Lawyer is suspended for deposition threat to expose intimate photos of woman in court record
Image from Sutterstock.
An Indiana lawyer has been suspended for threatening to make a woman’s intimate photos part of the public record if she continued to seek a protective order against his client.
According to the state supreme court, the incident happened during a deposition of the unrepresented woman, attended by a court reporter and others in Stout’s law firm.
Stout confronted the woman with several 8-by-10-inch color copies of intimate photos that she had sent Stout’s client during their relationship, “displaying them facing up on the table for all in attendance to see,” the court said in its order.
Stout then asked, “Why do women who seek the aid of the court send these kinds of pictures to men?”
Stout “then asked her if she still intended to pursue a protective order or whether there would be a ‘better way’ to handle things than for her to be ‘drug through’ and ‘exposed in’ the court,” the order said.

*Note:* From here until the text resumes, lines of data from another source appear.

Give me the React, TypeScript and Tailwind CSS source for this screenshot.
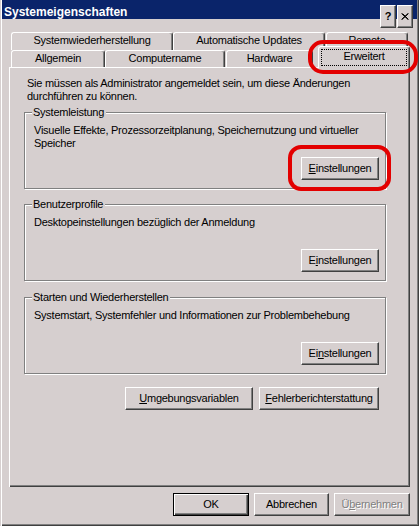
import React from 'react'

const btn =
  'flex items-center justify-center h-[23px] bg-[#d6cfcf] border border-t-white border-l-white border-r-[#404040] border-b-[#404040] shadow-[inset_-1px_-1px_#808080] whitespace-nowrap'

const tab =
  'flex justify-center pt-[1px] bg-[#d6cfcf] border-t border-l border-r border-t-white border-l-white border-r-[#404040] shadow-[inset_-1px_0_#808080] rounded-t-[3px] whitespace-nowrap'

function Group({ title, children, mnemonicBtn }: { title: string; children: React.ReactNode; mnemonicBtn: React.ReactNode }) {
  return (
    <div className="relative h-[77px] w-[362px] border border-[#808080] shadow-[inset_1px_1px_#fff,1px_1px_#fff] flex flex-col pt-[11px] pl-[9px] pr-[6px] pb-[8px]">
      <span className="absolute left-[7px] top-[-7px] pl-[1px] pr-[2px] bg-[#d6cfcf] whitespace-nowrap">{title}</span>
      <p className="whitespace-nowrap">{children}</p>
      <button className={`${btn} w-[78px] self-end mt-auto`}>{mnemonicBtn}</button>
    </div>
  )
}

export default function App() {
  return (
    <div className="relative w-[419px] h-[526px] overflow-hidden bg-[#d6cfcf] font-['Liberation_Sans',Arial,sans-serif] text-[11px] leading-[13px] tracking-[-0.25px] text-black shadow-[inset_1px_0_#d6cfcf,inset_2px_0_#fff,inset_-1px_-1px_#404040,inset_-2px_-2px_#808080]">
      {/* title bar */}
      <div className="mx-[2px] h-[19px] bg-[#0a246a] flex items-start pl-[2px] pr-[4px]">
        <span className="pt-[5px] text-[12px] leading-[14px] tracking-normal font-bold text-white">Systemeigenschaften</span>
        <div className="ml-auto mt-[5px] flex gap-[1px]">
          <div className={`${btn} w-[16px] h-[14px] text-[11px] font-bold leading-none tracking-normal`}>?</div>
          <div className={`${btn} w-[16px] h-[14px]`}>
            <svg width="8" height="7" viewBox="0 0 8 7">
              <path d="M0.5 0.5 L7 6.5 M1.5 0.5 L7.5 6.5 M7 0.5 L0.5 6.5 M7.5 0.5 L1 6.5" stroke="#000" strokeWidth="1" />
            </svg>
          </div>
        </div>
      </div>

      {/* tabs */}
      <div className="mt-[13px] flex h-[18px] pl-[11px]">
        <div className={`${tab} w-[162px] h-[18px]`}>Systemwiederherstellung</div>
        <div className={`${tab} w-[152px] h-[18px]`}>Automatische Updates</div>
        <div className={`${tab} ml-[1px] w-[82px] h-[18px]`}>Remote</div>
      </div>
      <div className="flex items-end h-[17px] pl-[11px]">
        <div className={`${tab} w-[94px] h-[17px]`}>Allgemein</div>
        <div className={`${tab} w-[120px] h-[17px]`}>Computername</div>
        <div className={`${tab} ml-[1px] w-[87px] h-[17px]`}>Hardware</div>
        <div className={`${tab} relative z-10 ml-[5px] w-[92px] h-[22px] mb-[-1px] !pt-[3px]`}>
          Erweitert
          <span className="absolute left-[2px] right-[2px] top-[2px] bottom-[2px] border border-dotted border-black" />
        </div>
      </div>

      {/* panel */}
      <div className="ml-[9px] w-[401px] h-[420px] flex flex-col pt-[10px] pl-[15px] shadow-[inset_1px_1px_#fff,inset_-1px_-1px_#404040,inset_-2px_-2px_#808080]">
        <p className="ml-[3px] whitespace-nowrap">
          Sie müssen als Administrator angemeldet sein, um diese Änderungen
          <br />
          durchführen zu können.
        </p>

        <div className="mt-[9px]">
          <Group
            title="Systemleistung"
            mnemonicBtn={<><span className="underline">E</span>instellungen</>}
          >
            Visuelle Effekte, Prozessorzeitplanung, Speichernutzung und virtueller
            <br />
            Speicher
          </Group>
        </div>

        <div className="mt-[15px]">
          <Group
            title="Benutzerprofile"
            mnemonicBtn={<>E<span className="underline">i</span>nstellungen</>}
          >
            Desktopeinstellungen bezüglich der Anmeldung
          </Group>
        </div>

        <div className="mt-[16px]">
          <Group
            title="Starten und Wiederherstellen"
            mnemonicBtn={<>Ei<span className="underline">n</span>stellungen</>}
          >
            Systemstart, Systemfehler und Informationen zur Problembehebung
          </Group>
        </div>

        <div className="mt-[13px] w-[362px] flex justify-end gap-[6px] pr-[7px]">
          <button className={`${btn} w-[128px]`}>
            <span className="underline">U</span>mgebungsvariablen
          </button>
          <button className={`${btn} w-[120px]`}>
            <span className="underline">F</span>ehlerberichterstattung
          </button>
        </div>
      </div>

      {/* dialog buttons */}
      <div className="mt-[6px] flex justify-end gap-[5px] pr-[9px]">
        <button className="flex items-center justify-center w-[76px] h-[23px] bg-[#d6cfcf] border border-black shadow-[inset_1px_1px_#fff,inset_-1px_-1px_#404040,inset_-2px_-2px_#808080]">
          OK
        </button>
        <button className={`${btn} w-[75px]`}>Abbrechen</button>
        <button className={`${btn} w-[76px] text-[#808080] [text-shadow:1px_1px_#fff]`}>
          Ü<span className="underline">b</span>ernehmen
        </button>
      </div>

      {/* red annotation marks */}
      <div className="absolute left-[308px] top-[40px] w-[110px] h-[34px] rounded-[15px] border-[4px] border-[#e30000] z-20" />
      <div className="absolute left-[288px] top-[145px] w-[103px] h-[46px] rounded-[13px] border-[4px] border-[#e30000] z-20" />
    </div>
  )
}
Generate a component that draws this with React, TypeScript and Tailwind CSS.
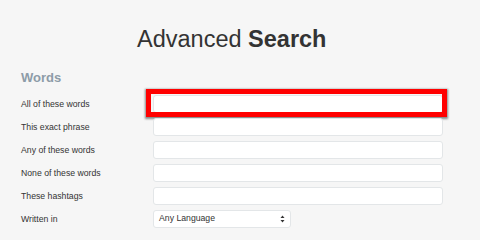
const rows = [
  "All of these words",
  "This exact phrase",
  "Any of these words",
  "None of these words",
  "These hashtags",
];

export default function App() {
  return (
    <div className="h-[240px] w-[480px] overflow-hidden bg-[#f6f6f6] font-['Liberation_Sans',Arial,sans-serif] text-[#333]">
      <h1 className="pl-[137px] pt-[25px] text-[23.5px] leading-[28px] text-[#333]">
        <span className="font-light">Advanced</span> <span className="font-bold">Search</span>
      </h1>

      <h2 className="mt-[17px] pl-[21px] text-[13px] font-bold leading-[16px] text-[#8d9ca8]">
        Words
      </h2>

      <div className="mt-[9px] flex flex-col gap-[5px] pl-[21px]">
        {rows.map((label, i) => (
          <div key={label} className="flex items-center">
            <label className="w-[132px] text-[8.7px] leading-[12px] text-[#333]">{label}</label>
            <div className="relative">
              <input
                type="text"
                className="block h-[18px] w-[290px] rounded-[3px] border border-[#e3e6e8] bg-white"
              />
              {i === 0 && (
                <div className="pointer-events-none absolute -top-[6px] -bottom-[4px] -left-[7px] -right-[4px] border-[5px] border-[#ff0000] shadow-[0_1px_2px_1px_rgba(0,0,0,0.45)]" />
              )}
            </div>
          </div>
        ))}
        <div className="flex items-center">
          <label className="w-[132px] text-[8.7px] leading-[12px] text-[#333]">Written in</label>
          <div className="flex h-[18px] w-[138px] items-center justify-between rounded-[3px] border border-[#e3e6e8] bg-white pl-[5px] pr-[5px] text-[8.7px]">
            <span>Any Language</span>
            <svg width="5" height="8" viewBox="0 0 5 8">
              <path d="M2.5 0.5 L4.5 3 L0.5 3 Z" fill="#333" />
              <path d="M2.5 7.5 L4.5 5 L0.5 5 Z" fill="#333" />
            </svg>
          </div>
        </div>
      </div>
    </div>
  );
}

The woman replied that she just wanted Stout’s client to stop harassing her.
Stout then ended the deposition and told the woman that the court reporter “will transcribe this to final form, submit it to the court, it then becomes a public record. There’s a way to stop that, but otherwise with the matter still pending, we’ll have to submit it to the court and attend a hearing, which will be a very public hearing, as well.”
The woman then said she wanted to dismiss the case, which she did immediately after the hearing. Afterward, Stout bragged to an associate that he had secured the dismissal by threatening to make the photos part of the public record.
The Indiana Supreme Court affirmed a hearing officer’s findings that Stout’s conduct violated rules banning false statements of material fact; conduct that involves dishonesty, fraud, deceit or misrepresentation; and conduct that is prejudicial to the administration of justice.
Stout’s deception “was part of an intentional and purposeful plan he devised to coerce and bully the petitioner into dismissing her case under threat of having her intimate photos exposed,” the state supreme court said.
Stout did not immediately respond to the ABA Journal’s message seeking comment.